• Front-end source files:
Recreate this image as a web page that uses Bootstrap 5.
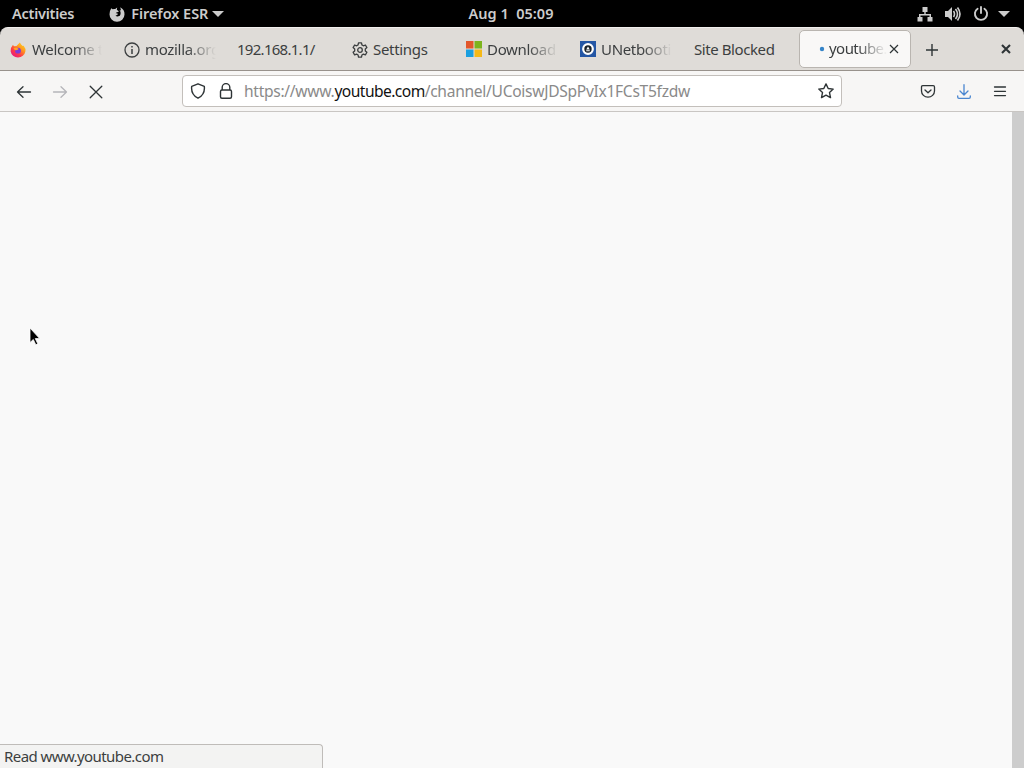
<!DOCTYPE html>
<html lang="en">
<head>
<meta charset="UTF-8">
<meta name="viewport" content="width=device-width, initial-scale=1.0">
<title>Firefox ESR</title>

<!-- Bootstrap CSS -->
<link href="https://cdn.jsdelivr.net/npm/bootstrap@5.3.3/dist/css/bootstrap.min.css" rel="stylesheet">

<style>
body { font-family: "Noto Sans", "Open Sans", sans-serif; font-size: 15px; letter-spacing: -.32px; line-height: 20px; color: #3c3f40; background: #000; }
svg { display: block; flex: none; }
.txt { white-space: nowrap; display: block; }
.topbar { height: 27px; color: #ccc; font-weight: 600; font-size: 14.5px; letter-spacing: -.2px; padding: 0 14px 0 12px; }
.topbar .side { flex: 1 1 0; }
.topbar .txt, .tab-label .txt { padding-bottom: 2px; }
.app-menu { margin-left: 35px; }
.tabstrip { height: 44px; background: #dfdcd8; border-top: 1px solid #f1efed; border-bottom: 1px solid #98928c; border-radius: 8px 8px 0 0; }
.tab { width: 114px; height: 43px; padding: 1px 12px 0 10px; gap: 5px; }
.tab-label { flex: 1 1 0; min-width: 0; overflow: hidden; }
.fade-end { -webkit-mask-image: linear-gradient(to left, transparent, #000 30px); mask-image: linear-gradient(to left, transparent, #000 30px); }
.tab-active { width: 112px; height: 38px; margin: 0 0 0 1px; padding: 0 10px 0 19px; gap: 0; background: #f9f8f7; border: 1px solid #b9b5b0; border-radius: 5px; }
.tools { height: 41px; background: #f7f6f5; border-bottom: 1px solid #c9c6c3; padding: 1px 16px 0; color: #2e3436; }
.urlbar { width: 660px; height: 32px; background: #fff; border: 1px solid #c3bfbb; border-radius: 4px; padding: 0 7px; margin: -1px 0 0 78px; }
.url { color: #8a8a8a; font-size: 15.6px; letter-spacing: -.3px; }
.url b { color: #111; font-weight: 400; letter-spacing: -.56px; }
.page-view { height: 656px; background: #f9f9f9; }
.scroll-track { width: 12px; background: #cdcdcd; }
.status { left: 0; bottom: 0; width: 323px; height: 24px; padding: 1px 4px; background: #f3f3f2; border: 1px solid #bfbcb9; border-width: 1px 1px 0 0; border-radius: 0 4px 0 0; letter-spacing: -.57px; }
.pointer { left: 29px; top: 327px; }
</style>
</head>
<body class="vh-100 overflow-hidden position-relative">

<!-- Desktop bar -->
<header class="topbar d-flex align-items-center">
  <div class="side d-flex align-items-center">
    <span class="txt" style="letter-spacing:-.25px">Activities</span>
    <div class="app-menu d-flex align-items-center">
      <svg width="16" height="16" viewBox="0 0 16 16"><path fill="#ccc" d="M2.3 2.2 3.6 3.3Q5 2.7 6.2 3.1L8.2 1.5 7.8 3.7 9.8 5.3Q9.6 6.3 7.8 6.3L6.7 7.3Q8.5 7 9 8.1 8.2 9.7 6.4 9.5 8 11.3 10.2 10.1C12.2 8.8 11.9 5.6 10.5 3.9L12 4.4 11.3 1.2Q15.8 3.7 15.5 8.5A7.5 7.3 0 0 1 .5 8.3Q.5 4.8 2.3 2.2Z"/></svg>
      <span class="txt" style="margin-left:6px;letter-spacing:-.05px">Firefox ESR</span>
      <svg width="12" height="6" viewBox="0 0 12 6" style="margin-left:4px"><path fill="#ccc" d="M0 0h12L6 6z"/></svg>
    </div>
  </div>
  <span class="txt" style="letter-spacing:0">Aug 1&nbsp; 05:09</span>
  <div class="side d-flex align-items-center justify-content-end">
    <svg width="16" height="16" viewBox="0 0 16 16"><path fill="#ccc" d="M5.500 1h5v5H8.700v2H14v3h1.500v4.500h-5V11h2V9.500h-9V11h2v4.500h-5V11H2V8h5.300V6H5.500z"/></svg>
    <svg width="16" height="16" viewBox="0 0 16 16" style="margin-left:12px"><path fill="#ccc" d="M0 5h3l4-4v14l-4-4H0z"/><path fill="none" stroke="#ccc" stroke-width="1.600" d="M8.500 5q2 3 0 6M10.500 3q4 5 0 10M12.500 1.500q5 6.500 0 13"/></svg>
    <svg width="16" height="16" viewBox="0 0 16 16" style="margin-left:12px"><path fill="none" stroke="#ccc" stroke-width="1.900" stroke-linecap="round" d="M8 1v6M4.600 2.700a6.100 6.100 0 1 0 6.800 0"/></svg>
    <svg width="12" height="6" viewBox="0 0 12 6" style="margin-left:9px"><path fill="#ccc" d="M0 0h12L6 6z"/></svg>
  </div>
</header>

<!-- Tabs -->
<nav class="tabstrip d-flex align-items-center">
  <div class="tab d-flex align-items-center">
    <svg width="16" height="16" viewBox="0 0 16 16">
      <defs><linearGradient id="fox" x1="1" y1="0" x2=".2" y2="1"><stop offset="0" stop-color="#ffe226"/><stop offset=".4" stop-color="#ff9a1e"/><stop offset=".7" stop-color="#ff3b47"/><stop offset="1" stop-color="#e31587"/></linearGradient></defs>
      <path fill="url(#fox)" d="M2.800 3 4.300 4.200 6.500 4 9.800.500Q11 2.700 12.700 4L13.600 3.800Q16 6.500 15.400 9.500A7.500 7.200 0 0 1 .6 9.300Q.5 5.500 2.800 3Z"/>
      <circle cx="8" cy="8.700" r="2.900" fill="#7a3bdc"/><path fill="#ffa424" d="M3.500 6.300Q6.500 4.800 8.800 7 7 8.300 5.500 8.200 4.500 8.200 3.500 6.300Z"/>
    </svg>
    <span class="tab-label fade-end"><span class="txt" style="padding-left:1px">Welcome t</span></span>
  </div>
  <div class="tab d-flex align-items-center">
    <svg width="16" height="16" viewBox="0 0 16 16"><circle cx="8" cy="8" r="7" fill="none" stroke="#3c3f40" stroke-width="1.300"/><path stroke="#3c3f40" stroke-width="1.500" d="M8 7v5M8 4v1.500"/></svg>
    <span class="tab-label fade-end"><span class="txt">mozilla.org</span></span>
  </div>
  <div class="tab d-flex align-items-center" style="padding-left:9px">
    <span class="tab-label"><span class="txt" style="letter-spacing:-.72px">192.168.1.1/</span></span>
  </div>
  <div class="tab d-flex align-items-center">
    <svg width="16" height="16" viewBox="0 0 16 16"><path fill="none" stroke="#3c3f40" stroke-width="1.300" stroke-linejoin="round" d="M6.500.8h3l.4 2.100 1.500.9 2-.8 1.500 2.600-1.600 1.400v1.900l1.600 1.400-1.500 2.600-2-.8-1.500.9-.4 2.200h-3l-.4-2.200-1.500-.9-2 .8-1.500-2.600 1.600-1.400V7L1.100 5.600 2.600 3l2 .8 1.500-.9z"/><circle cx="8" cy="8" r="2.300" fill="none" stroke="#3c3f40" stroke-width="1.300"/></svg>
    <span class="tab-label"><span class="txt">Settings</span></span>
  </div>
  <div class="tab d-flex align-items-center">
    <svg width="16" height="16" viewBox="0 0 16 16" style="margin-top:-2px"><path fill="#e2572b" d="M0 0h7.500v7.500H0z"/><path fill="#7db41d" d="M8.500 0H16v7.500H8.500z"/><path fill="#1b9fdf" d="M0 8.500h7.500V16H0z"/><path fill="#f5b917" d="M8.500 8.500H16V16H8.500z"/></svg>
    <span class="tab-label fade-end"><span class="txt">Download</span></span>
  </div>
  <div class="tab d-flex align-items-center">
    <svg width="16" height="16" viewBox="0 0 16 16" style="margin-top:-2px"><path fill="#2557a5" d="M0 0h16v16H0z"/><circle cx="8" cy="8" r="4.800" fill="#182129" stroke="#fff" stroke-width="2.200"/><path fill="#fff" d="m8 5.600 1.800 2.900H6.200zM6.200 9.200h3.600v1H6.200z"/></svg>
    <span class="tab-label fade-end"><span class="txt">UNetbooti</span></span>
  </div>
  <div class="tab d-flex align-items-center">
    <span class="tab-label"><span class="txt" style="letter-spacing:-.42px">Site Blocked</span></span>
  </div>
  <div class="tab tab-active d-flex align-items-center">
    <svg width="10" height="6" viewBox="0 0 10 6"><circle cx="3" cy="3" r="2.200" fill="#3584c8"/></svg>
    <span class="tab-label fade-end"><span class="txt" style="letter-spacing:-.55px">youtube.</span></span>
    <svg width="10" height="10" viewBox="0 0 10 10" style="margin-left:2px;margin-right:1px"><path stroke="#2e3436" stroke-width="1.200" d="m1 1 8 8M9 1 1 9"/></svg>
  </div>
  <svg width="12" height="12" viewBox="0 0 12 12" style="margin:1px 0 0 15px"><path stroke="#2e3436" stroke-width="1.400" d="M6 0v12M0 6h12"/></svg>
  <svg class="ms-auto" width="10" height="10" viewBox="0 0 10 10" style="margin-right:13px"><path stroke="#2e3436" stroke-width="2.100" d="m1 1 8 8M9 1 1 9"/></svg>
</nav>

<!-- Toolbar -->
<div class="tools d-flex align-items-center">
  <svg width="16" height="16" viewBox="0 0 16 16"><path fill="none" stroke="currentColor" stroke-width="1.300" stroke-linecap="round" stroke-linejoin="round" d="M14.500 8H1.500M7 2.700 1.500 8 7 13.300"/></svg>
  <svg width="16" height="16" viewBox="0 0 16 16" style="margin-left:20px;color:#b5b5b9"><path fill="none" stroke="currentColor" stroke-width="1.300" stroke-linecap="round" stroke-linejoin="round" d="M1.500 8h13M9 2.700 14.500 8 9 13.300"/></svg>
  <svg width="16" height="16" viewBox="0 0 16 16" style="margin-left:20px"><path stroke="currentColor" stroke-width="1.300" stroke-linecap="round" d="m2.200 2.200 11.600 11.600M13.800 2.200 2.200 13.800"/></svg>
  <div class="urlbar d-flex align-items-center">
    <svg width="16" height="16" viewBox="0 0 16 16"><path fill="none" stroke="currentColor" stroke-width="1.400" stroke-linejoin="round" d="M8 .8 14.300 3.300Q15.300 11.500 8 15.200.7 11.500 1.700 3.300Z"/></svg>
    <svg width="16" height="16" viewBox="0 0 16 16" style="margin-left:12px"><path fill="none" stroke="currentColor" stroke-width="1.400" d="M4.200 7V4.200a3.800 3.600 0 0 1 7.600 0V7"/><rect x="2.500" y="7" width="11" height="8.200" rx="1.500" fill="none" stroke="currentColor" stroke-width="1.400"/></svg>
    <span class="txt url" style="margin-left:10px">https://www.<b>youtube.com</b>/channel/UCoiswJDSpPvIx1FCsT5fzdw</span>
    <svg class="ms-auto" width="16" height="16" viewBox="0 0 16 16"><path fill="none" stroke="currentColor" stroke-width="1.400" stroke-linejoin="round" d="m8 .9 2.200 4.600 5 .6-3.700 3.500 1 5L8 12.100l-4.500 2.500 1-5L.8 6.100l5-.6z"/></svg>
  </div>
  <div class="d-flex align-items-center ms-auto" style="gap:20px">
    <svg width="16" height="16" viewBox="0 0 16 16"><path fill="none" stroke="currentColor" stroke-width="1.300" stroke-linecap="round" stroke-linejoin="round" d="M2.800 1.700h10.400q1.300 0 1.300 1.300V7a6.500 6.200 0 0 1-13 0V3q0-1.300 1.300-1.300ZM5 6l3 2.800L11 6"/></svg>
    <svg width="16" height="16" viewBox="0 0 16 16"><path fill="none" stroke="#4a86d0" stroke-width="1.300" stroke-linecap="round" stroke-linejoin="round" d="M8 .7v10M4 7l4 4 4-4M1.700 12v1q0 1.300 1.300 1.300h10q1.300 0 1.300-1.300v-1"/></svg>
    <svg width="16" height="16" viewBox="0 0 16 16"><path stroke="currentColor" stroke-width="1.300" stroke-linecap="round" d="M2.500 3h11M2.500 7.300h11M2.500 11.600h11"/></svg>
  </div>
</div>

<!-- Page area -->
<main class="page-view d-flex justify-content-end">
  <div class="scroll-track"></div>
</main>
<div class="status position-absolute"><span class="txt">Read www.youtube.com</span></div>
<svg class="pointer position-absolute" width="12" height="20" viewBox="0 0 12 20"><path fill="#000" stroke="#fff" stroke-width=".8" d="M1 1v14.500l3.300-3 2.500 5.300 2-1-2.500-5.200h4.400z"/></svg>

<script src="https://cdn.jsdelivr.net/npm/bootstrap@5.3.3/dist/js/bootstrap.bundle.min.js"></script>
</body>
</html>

==

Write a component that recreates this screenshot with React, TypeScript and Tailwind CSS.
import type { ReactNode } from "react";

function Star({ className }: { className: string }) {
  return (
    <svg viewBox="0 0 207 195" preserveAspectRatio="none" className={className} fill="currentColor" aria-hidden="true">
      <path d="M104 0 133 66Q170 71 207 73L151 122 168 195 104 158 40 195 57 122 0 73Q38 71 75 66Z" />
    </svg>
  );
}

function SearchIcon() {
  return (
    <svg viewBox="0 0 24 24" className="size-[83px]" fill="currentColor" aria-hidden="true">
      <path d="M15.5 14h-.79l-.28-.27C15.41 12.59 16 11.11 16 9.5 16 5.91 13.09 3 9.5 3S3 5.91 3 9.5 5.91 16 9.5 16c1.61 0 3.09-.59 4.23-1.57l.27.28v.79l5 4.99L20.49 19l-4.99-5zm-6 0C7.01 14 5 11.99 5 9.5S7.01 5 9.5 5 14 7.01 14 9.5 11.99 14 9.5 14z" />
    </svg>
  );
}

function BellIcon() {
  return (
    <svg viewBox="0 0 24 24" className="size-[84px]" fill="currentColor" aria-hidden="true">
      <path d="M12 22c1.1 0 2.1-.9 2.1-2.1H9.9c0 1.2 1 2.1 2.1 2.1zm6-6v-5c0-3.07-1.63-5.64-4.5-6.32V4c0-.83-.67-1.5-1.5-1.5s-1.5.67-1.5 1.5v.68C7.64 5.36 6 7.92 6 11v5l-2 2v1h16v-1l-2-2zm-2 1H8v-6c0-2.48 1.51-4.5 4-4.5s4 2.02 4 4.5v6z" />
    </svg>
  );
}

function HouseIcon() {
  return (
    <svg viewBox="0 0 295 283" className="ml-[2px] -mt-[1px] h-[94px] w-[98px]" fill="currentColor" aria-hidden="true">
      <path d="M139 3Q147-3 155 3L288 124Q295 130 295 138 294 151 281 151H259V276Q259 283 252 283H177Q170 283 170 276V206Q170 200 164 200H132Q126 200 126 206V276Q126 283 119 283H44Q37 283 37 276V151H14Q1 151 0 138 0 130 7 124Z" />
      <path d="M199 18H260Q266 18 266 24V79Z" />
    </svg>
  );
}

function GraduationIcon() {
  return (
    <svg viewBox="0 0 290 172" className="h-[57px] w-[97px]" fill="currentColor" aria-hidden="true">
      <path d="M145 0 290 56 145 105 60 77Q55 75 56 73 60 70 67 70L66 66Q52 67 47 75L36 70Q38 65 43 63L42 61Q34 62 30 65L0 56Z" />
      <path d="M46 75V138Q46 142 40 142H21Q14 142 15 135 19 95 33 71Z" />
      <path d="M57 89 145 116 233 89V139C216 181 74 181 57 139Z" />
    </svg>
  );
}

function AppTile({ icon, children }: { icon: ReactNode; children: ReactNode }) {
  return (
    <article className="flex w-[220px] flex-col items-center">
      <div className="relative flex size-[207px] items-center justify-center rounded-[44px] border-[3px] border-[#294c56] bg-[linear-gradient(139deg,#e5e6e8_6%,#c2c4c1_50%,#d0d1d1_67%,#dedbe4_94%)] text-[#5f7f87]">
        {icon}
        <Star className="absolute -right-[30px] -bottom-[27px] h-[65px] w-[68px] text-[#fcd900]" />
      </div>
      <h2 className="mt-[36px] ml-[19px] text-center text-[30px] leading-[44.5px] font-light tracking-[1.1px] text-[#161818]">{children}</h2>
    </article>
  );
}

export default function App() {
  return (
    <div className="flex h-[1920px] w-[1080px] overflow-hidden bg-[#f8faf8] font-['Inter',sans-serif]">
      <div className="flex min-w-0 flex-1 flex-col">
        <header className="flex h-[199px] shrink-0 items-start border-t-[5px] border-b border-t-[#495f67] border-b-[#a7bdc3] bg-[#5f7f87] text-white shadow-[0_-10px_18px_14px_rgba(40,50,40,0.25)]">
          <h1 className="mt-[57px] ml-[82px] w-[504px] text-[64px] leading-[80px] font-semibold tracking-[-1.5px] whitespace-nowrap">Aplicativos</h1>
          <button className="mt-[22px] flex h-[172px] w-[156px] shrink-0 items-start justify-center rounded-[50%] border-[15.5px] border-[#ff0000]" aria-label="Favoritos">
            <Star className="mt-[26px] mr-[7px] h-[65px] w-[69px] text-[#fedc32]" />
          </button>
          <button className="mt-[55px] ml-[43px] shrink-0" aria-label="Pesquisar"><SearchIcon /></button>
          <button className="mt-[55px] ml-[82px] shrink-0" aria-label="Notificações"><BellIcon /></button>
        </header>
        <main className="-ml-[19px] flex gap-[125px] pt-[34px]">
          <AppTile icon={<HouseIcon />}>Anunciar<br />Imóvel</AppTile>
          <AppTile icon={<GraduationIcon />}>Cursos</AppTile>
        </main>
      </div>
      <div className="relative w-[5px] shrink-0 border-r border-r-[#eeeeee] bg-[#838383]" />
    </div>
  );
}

• REQUIRED TASK: Count how many lines above carry the word "that". Only the number is required.

• WRITTEN RESPONSE: 2